A coating mass target from a flat panel or simple fastener cannot be blindly transferred to every component. Drainage, surface roughness and route selection affect the result.
Number of coats and curing
Many zinc flake systems use multiple coats with curing between coats. The first coat builds base protection, while subsequent coats or topcoats may improve barrier properties, appearance, friction or corrosion performance.
Under-curing, overloading, poor draining or insufficient cooling can reduce performance. Curing must follow the coating system requirement and substrate limitation.
Salt spray interpretation
Salt spray performance depends on coating system, film integrity, edge coverage, recesses, topcoat and packaging. A part may perform differently from a flat coupon because geometry holds salt solution differently.
Customer approval should define endpoint, significant surfaces, sample condition, packaging condition before test and whether threads/recesses are included.
When DFT and mass disagree
DFT measurement may be difficult on small, curved or irregular parts. Weight gain may include retained coating in cavities. Both methods have limitations. For technical approval, measurement method should be defined before production.
In some cases, supplier TDS, customer standard and agreed sampling data together provide the best control basis.
Practical conclusion
Zinc flake performance should be controlled by a combination of specification, coating mass/DFT, curing, geometry review and customer validation—not by one number alone.
How buyers should use this guide in an RFQ
For a technically complete coating RFQ, the customer should provide the drawing, material, quantity, current surface condition, required coating system, thickness or coating-mass expectation, salt spray target, masking requirement and packaging expectation. For zinc flake, Xylan/PTFE and phosphating work, route selection cannot be separated from geometry, surface preparation and post-coating handling.
If the part has threads, internal drives, blind holes, seal faces, bores or close-tolerance assembly zones, those areas should be marked before sampling. Coating build-up, retained coating, masking witness marks and post-curing handling must be accepted or corrected during sample approval rather than after bulk production.
Common avoidable rejection causes
- Approving corrosion performance without checking actual assembly, torque, thread fitment or bore clearance.
- Using ordinary cardboard or recycled paper directly against zinc-based coatings during humid storage.
- Bulk-packing Xylan/PTFE or zinc flake parts so that sharp edges and threads abrade the coating during transport.

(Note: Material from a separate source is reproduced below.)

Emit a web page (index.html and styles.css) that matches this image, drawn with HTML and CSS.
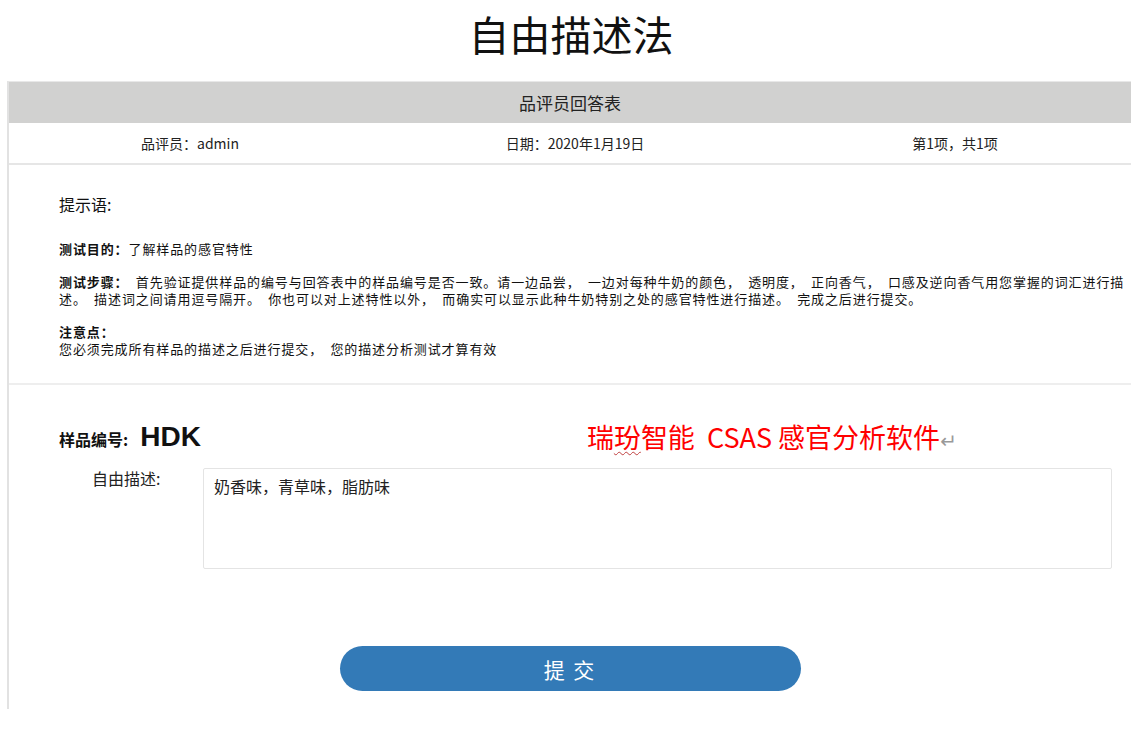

- Leaving freshly blasted steel exposed before coating, causing flash rust or surface contamination.
- Treating salt spray hours as a universal field-life guarantee without considering storage, handling and exposure conditions.

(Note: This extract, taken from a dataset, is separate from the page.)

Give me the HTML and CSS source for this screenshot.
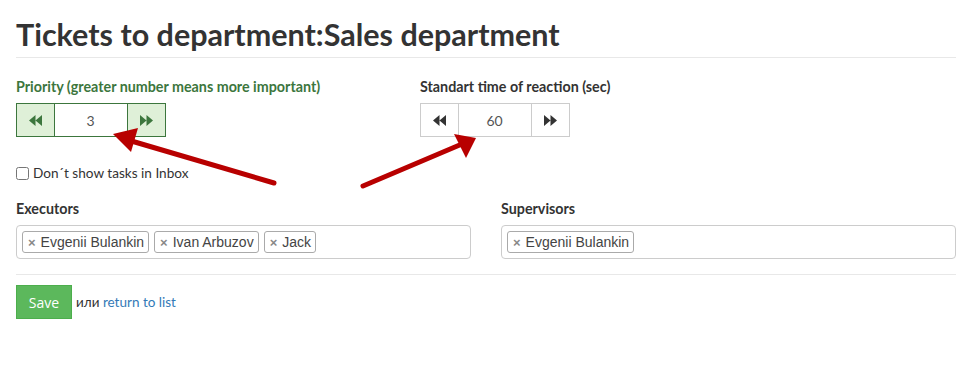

Documentation and approval discipline
For controlled coating work, approval should include coating route, surface preparation method, number of coats, curing condition, measurement method, visual standard and packaging method. If the customer later changes part geometry, incoming condition, dispatch packing, storage duration or fitment requirement, the approved coating route should be revalidated before production continuation.